** Start **
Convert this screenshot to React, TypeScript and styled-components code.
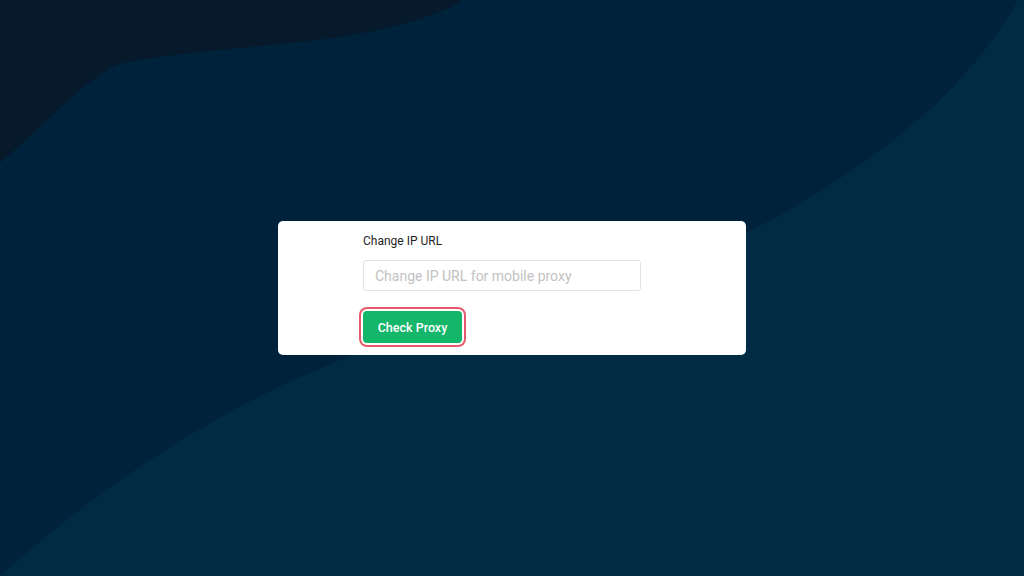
import styled, { createGlobalStyle } from "styled-components"

const GlobalStyle = createGlobalStyle`
    html, body {
        margin: 0;
        padding: 0;
        height: 100%;
    }
    body {
        font-family: Roboto, "Liberation Sans", Arial, sans-serif;
        background: #00223a;
    }
`

const Page = styled.div`
    position: relative;
    width: 100vw;
    height: 100vh;
    overflow: hidden;
    display: flex;
    align-items: center;
    justify-content: center;
    background: #00223a;
`

const Waves = styled.svg`
    position: absolute;
    inset: 0;
    width: 100%;
    height: 100%;
`

const Card = styled.div`
    position: relative;
    width: 468px;
    box-sizing: border-box;
    padding: 12px 0 12px 85px;
    background: #fff;
    border-radius: 5px;
    display: flex;
    flex-direction: column;
    align-items: flex-start;
`

const Label = styled.label`
    font-size: 12px;
    line-height: 16px;
    color: #1e1e1e;
    margin-bottom: 11px;
`

const Input = styled.input`
    width: 278px;
    height: 31px;
    box-sizing: border-box;
    padding: 0 11px;
    border: 1px solid #e2e2e2;
    border-radius: 3px;
    font-family: inherit;
    font-size: 14px;
    color: #333;
    outline: none;
    &::placeholder {
        color: #c2c2c2;
    }
`

const Button = styled.button<{ focused?: boolean }>`
    margin-top: 20px;
    height: 32px;
    width: 99px;
    padding: 0;
    border: none;
    border-radius: 4px;
    background: #14b66a;
    color: #fff;
    font-family: inherit;
    font-size: 12.5px;
    font-weight: 500;
    cursor: pointer;
    box-shadow: ${(p) =>
        p.focused ? "0 0 0 2px #fff, 0 0 0 4px #e6596d" : "none"};
`

export default function App() {
    return (
        <Page>
            <GlobalStyle />
            <Waves viewBox="0 0 1024 576" preserveAspectRatio="none">
                <path
                    fill="#061a2c"
                    d="M0 0 L463 0 C440 15 400 27 340 37 C260 48 170 52 120 64 C90 75 60 110 0 163 Z"
                />
                <path
                    fill="#012b45"
                    d="M1018 0 C985 60 930 115 867 160 C810 200 760 228 700 255 L420 330 C300 370 150 440 0 576 L1024 576 L1024 0 Z"
                />
            </Waves>
            <Card>
                <Label htmlFor="change-ip">Change IP URL</Label>
                <Input id="change-ip" placeholder="Change IP URL for mobile proxy" />
                <Button focused>Check Proxy</Button>
            </Card>
        </Page>
    )
}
** End **
What you will do: Make an exact copy of the whole listing, but don't bring over any pictures.

The reply:
Convert this screenshot to React, TypeScript and styled-components code.
import styled, { createGlobalStyle } from "styled-components"

const GlobalStyle = createGlobalStyle`
    html, body {
        margin: 0;
        padding: 0;
        height: 100%;
    }
    body {
        font-family: Roboto, "Liberation Sans", Arial, sans-serif;
        background: #00223a;
    }
`

const Page = styled.div`
    position: relative;
    width: 100vw;
    height: 100vh;
    overflow: hidden;
    display: flex;
    align-items: center;
    justify-content: center;
    background: #00223a;
`

const Waves = styled.svg`
    position: absolute;
    inset: 0;
    width: 100%;
    height: 100%;
`

const Card = styled.div`
    position: relative;
    width: 468px;
    box-sizing: border-box;
    padding: 12px 0 12px 85px;
    background: #fff;
    border-radius: 5px;
    display: flex;
    flex-direction: column;
    align-items: flex-start;
`

const Label = styled.label`
    font-size: 12px;
    line-height: 16px;
    color: #1e1e1e;
    margin-bottom: 11px;
`

const Input = styled.input`
    width: 278px;
    height: 31px;
    box-sizing: border-box;
    padding: 0 11px;
    border: 1px solid #e2e2e2;
    border-radius: 3px;
    font-family: inherit;
    font-size: 14px;
    color: #333;
    outline: none;
    &::placeholder {
        color: #c2c2c2;
    }
`

const Button = styled.button<{ focused?: boolean }>`
    margin-top: 20px;
    height: 32px;
    width: 99px;
    padding: 0;
    border: none;
    border-radius: 4px;
    background: #14b66a;
    color: #fff;
    font-family: inherit;
    font-size: 12.5px;
    font-weight: 500;
    cursor: pointer;
    box-shadow: ${(p) =>
        p.focused ? "0 0 0 2px #fff, 0 0 0 4px #e6596d" : "none"};
`

export default function App() {
    return (
        <Page>
            <GlobalStyle />
            <Waves viewBox="0 0 1024 576" preserveAspectRatio="none">
                <path
                    fill="#061a2c"
                    d="M0 0 L463 0 C440 15 400 27 340 37 C260 48 170 52 120 64 C90 75 60 110 0 163 Z"
                />
                <path
                    fill="#012b45"
                    d="M1018 0 C985 60 930 115 867 160 C810 200 760 228 700 255 L420 330 C300 370 150 440 0 576 L1024 576 L1024 0 Z"
                />
            </Waves>
            <Card>
                <Label htmlFor="change-ip">Change IP URL</Label>
                <Input id="change-ip" placeholder="Change IP URL for mobile proxy" />
                <Button focused>Check Proxy</Button>
            </Card>
        </Page>
    )
}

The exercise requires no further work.